Among Jews of a more mystical hashkafa, such as chassidim and many others, there is no such thing as a coincidence. This view -- that everything happens for a reason -- was strongly stated by the Baal Shem Tov, but is also discernible in previous sources (such as Rabbi Akiva's "Gamzu L'Tovah" story in the Gemara, and statements by rabbis such as Rabbeinu Bachya and R' Avraham ben Rambam.)

In addition, the more specific idea that Hashem send us "hints" is also found in rabbinic literature (For example, "Think about the thoughts, words and deeds that God sends you each day in order to understand His hints to you to draw closer to Him at every moment." Likutey Moharan I, 54.)

To more rationalist Jews, of course, the 1948 parallelism between the founding of modern Israel and Avraham Avinu's birth would be nothing more than a coincidence.

More mystically-inclined Jews could argue that it does in fact have a meaning.
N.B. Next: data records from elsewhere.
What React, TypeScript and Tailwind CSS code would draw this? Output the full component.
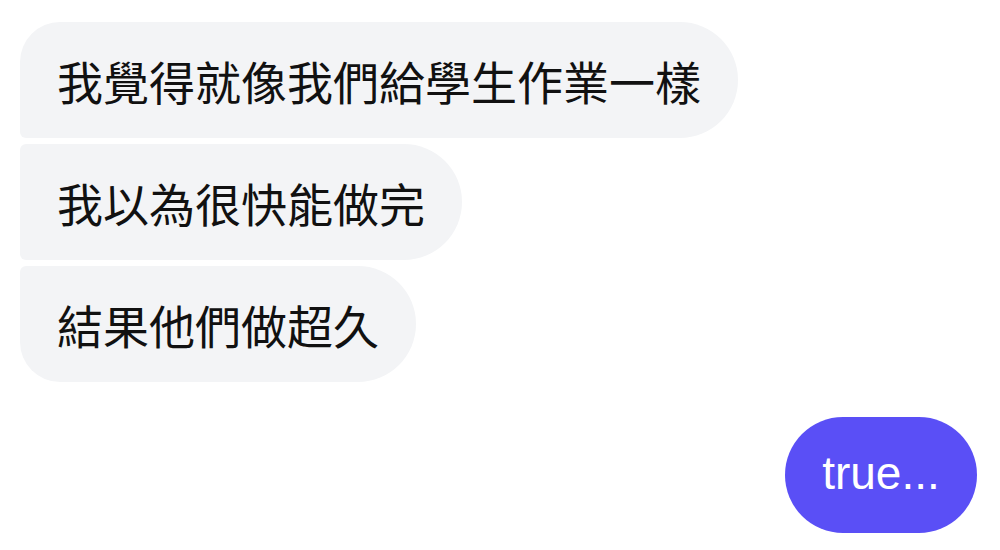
import { FC } from 'react';

const received = [
    { text: '我覺得就像我們給學生作業一樣', corners: 'rounded-tl-[40px] rounded-bl-[6px]' },
    { text: '我以為很快能做完', corners: 'rounded-tl-[6px] rounded-bl-[6px]' },
    { text: '結果他們做超久', corners: 'rounded-tl-[6px] rounded-bl-[40px]' },
];

const Bubble: FC<{ text: string; corners: string }> = ({ text, corners }) => (
    <div
        className={`h-[116px] flex items-center px-[37px] bg-[#f3f4f6] text-[#111111] text-[46px] rounded-r-[58px] ${corners}`}
        style={{ fontFamily: '"Noto Sans CJK TC", "Noto Sans", sans-serif' }}
    >
        <span className="leading-none">{text}</span>
    </div>
);

export default function App() {
    return (
        <div className="w-[1000px] h-[550px] bg-white overflow-hidden pt-[22px] pl-[20px] pr-[23px]">
            <div className="flex flex-col items-start gap-[6px]">
                {received.map((m) => (
                    <Bubble key={m.text} text={m.text} corners={m.corners} />
                ))}
            </div>
            <div className="flex justify-end mt-[35px]">
                <div
                    className="h-[116px] w-[192px] flex items-center justify-center rounded-[58px] bg-[#5a4ff6] text-white text-[46px]"
                    style={{ fontFamily: '"Liberation Sans", Arial, sans-serif' }}
                >
                    <span className="leading-none -mt-[4px]">true...</span>
                </div>
            </div>
        </div>
    );
}
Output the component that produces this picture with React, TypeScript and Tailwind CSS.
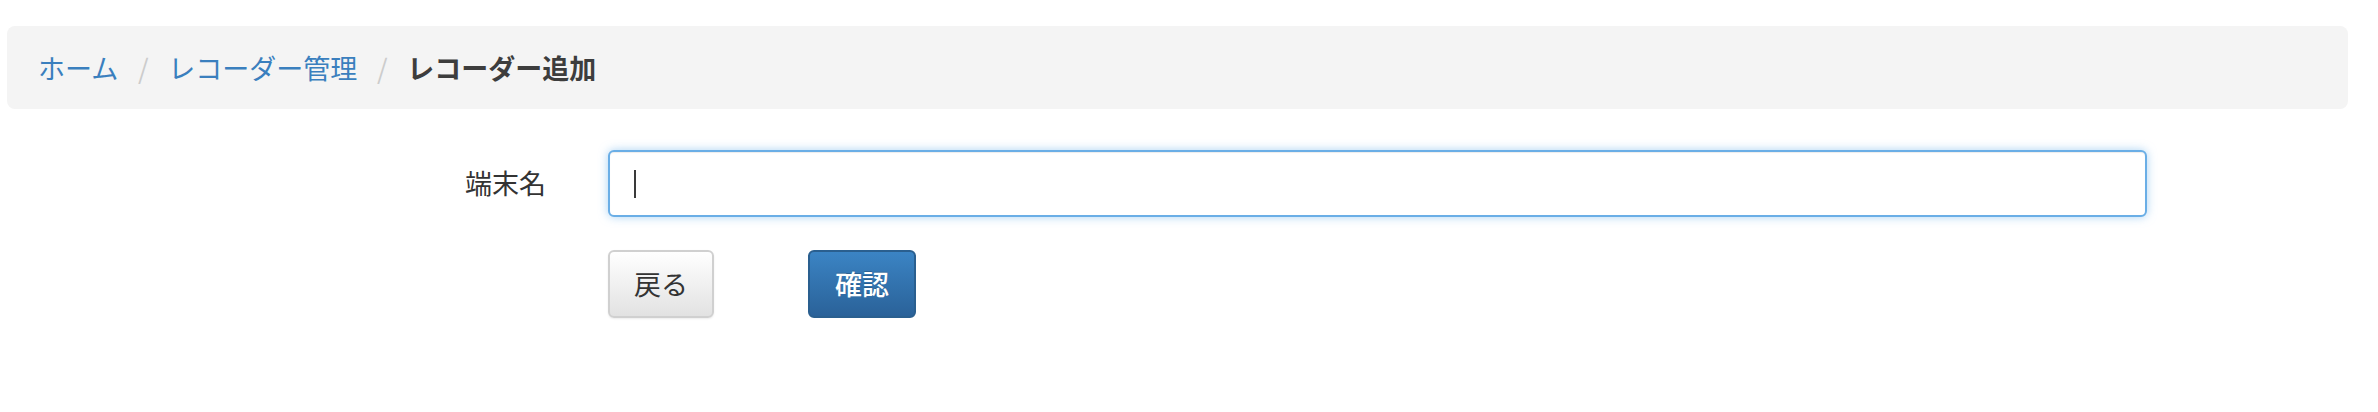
import { useState } from 'react';

const FONT = "font-['Noto_Sans_CJK_JP','Noto_Sans',sans-serif]";

type Crumb = { label: string; href?: string };

const crumbs: Crumb[] = [
    { label: 'ホーム', href: '#' },
    { label: 'レコーダー管理', href: '#' },
    { label: 'レコーダー追加' },
];

const Breadcrumb = () => (
    <ol className="ml-[7px] mr-[30px] flex h-[83px] items-center rounded-[8px] bg-[#f4f4f4] pl-[31px] text-[27px] leading-none">
        {crumbs.map((c, idx) => (
            <li key={c.label} className="flex items-center">
                {idx > 0 && <span className="w-[50px] text-center text-[#cccccc]">/</span>}
                {c.href ? (
                    <a href={c.href} className="text-[#3a7fbe]">
                        {c.label}
                    </a>
                ) : (
                    <span className="font-bold text-[#3d3d3d]">{c.label}</span>
                )}
            </li>
        ))}
    </ol>
);

export default function App() {
    const [name, setName] = useState('');

    return (
        <div className={`min-h-screen bg-white pt-[26px] ${FONT}`}>
            <Breadcrumb />

            <form className="mt-[41px]" onSubmit={(e) => e.preventDefault()}>
                <div className="flex items-center">
                    <label htmlFor="terminal-name" className="w-[546px] text-right text-[27px] text-[#333333]">
                        端末名
                    </label>
                    <div className="relative ml-[62px] w-[1539px]">
                        <input
                            id="terminal-name"
                            type="text"
                            value={name}
                            onChange={(e) => setName(e.target.value)}
                            className="block h-[67px] w-full rounded-[6px] border-2 border-[#6aaee6] bg-white px-[25px] text-[27px] text-[#333] caret-transparent outline-none shadow-[inset_0_1px_1px_rgba(0,0,0,0.075),0_0_10px_rgba(102,175,233,0.55)]"
                        />
                        {name === '' && (
                            <span className="pointer-events-none absolute left-[26px] top-[20px] h-[28px] w-[2px] bg-[#3a3a3a]" />
                        )}
                    </div>
                </div>

                <div className="ml-[608px] mt-[33px] flex gap-[94px]">
                    <button
                        type="button"
                        className="h-[68px] w-[106px] rounded-[6px] border-2 border-[#d0d0d0] bg-gradient-to-b from-white to-[#e2e2e2] text-[27px] text-[#333] shadow-[0_1px_2px_rgba(0,0,0,0.08)]"
                    >
                        戻る
                    </button>
                    <button
                        type="submit"
                        className="h-[68px] w-[108px] rounded-[6px] border-2 border-[#2a5f8f] bg-gradient-to-b from-[#3b84c4] to-[#2a6299] text-[27px] font-medium text-white [text-shadow:0_-1px_0_rgba(0,0,0,0.2)]"
                    >
                        確認
                    </button>
                </div>
            </form>
        </div>
    );
}
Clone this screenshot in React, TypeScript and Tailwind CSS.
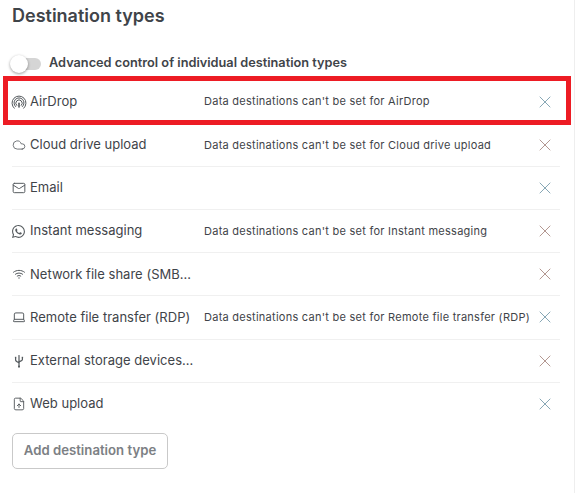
import { Cloud, FileUp, Laptop, Mail, X } from "lucide-react";
import { BsWhatsapp } from "react-icons/bs";
import type { ReactNode } from "react";

function AirdropIcon() {
  return (
    <svg width="16" height="16" viewBox="0 0 16 16" fill="none" stroke="currentColor" strokeWidth="1" strokeLinecap="round" className="-ml-px">
      <path d="M3.2 14.2A7 7 0 1 1 12.8 14.2" />
      <path d="M4.6 12.6A5 5 0 1 1 11.4 12.6" />
      <path d="M5.7 11.4A3.2 3.2 0 1 1 10.3 11.4" />
      <path d="M8 13V9.2" strokeWidth="1.6" />
    </svg>
  );
}

function WifiIcon() {
  return (
    <svg width="14" height="14" viewBox="0 0 14 14" fill="none" stroke="currentColor" strokeWidth="1" strokeLinecap="round">
      <path d="M1.5 5.2C4.6 2.7 9.4 2.7 12.5 5.2" />
      <path d="M3.4 7.2C5.4 5.6 8.6 5.6 10.6 7.2" />
      <path d="M5.2 9.1C6.2 8.3 7.8 8.3 8.8 9.1" />
      <circle cx="7" cy="11" r="0.7" fill="currentColor" stroke="none" />
    </svg>
  );
}

function UsbIcon() {
  return (
    <svg width="14" height="14" viewBox="0 0 14 14" fill="none" stroke="currentColor" strokeWidth="1.2" strokeLinecap="round">
      <path d="M7 1.5V13" />
      <path d="M3.6 4V6C3.6 7.4 5 8 7 8.8" />
      <path d="M10.4 4V5.4C10.4 6.6 9 7 7 7.6" />
      <circle cx="7" cy="12.4" r="1" fill="currentColor" stroke="none" />
      <rect x="2.9" y="2.8" width="1.4" height="1.4" fill="currentColor" stroke="none" />
      <rect x="9.7" y="2.8" width="1.4" height="1.4" fill="currentColor" stroke="none" />
    </svg>
  );
}

type Row = {
  icon: ReactNode;
  label: string;
  note?: string;
  xColor: string;
};

const rows: Row[] = [
  { icon: <AirdropIcon />, label: "AirDrop", note: "Data destinations can't be set for AirDrop", xColor: "text-[#4a7a90]" },
  { icon: <Cloud size={14} strokeWidth={1.4} />, label: "Cloud drive upload", note: "Data destinations can't be set for Cloud drive upload", xColor: "text-[#8c6259]" },
  { icon: <Mail size={14} strokeWidth={1.7} />, label: "Email", xColor: "text-[#4a7a90]" },
  { icon: <BsWhatsapp size={13} />, label: "Instant messaging", note: "Data destinations can't be set for Instant messaging", xColor: "text-[#8c6259]" },
  { icon: <WifiIcon />, label: "Network file share (SMB/NFS)", xColor: "text-[#8c6259]" },
  { icon: <Laptop size={14} strokeWidth={1.7} />, label: "Remote file transfer (RDP)", note: "Data destinations can't be set for Remote file transfer (RDP)", xColor: "text-[#4a7a90]" },
  { icon: <UsbIcon />, label: "External storage devices (USB)", xColor: "text-[#8c6259]" },
  { icon: <FileUp size={14} strokeWidth={1.6} />, label: "Web upload", xColor: "text-[#4a7a90]" },
];

export default function App() {
  return (
    <div className="relative h-[493px] w-[575px] overflow-hidden border-r border-[#eeeeee] bg-white pl-3 font-['Inter',sans-serif] text-[#3f4449]">
      <h1 className="pt-1.5 text-[18px] leading-[20px] font-semibold">Destination types</h1>

      {/* Toggle */}
      <div className="mt-[27px] flex h-[22px] items-center">
        <span className="relative block h-3 w-[29px] rounded-full bg-[#d5d5d5]">
          <span className="absolute -top-[3px] -left-0.5 block size-[18px] rounded-full bg-white shadow-[0_1px_3px_rgba(0,0,0,0.4)]" />
        </span>
        <span className="-mt-0.5 ml-2 text-[12.75px] font-semibold">Advanced control of individual destination types</span>
      </div>

      {/* Destination rows */}
      <ul className="mt-[5.6px] w-[548px]">
        {rows.map((row) => (
          <li key={row.label} className="flex h-[43.17px] items-center border-b border-[#f0f0f0] last:border-b-transparent">
            <span className="flex w-[18px] shrink-0 items-center text-[#555a5e]">{row.icon}</span>
            <span className="w-[165px] shrink-0 truncate text-[13px] tracking-[0.02px]">{row.label}</span>
            <span className="ml-[9px] grow truncate text-[11px] tracking-[0.26px] whitespace-nowrap">{row.note}</span>
            <span className={`flex w-[30px] shrink-0 justify-center ${row.xColor}`}>
              <X size={20} strokeWidth={0.8} />
            </span>
          </li>
        ))}
      </ul>

      <button className="mt-[7.4px] h-[36px] w-[156px] rounded-[5px] border border-[#c9c9c9] text-[13.2px] font-semibold text-[#7c8084]">
        Add destination type
      </button>

      {/* Red highlight over the AirDrop row */}
      <div className="absolute top-[76px] left-[3px] h-[49px] w-[568px] border-[5px] border-[#ed1c24]" />
    </div>
  );
}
Since Hashem first promised the Land of Israel to Avraham, it may be a sign that the creation of the state is the fulfillment of His promise that the Jews would inherit the land.

The fact that 1948 is on the Christian calendar may pose difficulty to some, who may have trouble understanding why G-d would send messages through another religion's calendar. Yet logically, since G-d is all-powerful, it is not beyond His power to send subtle messages to Jews through another religion's calendar.

Perhaps the use of the Christian calendar was meant to hint that the mistreatment that Jews had suffered at the hands of Christians for 2000 years, culminating in the Holocaust, was now coming to an end, as the Jews returned to their divinely-promised homeland. In addition, the use of the Christian calendar could have been meant to hint to Christians that Hashem is still honoring His promises to the Jewish people, which could potentially induce Christians to become less anti-Semitic or more supportive of Israel.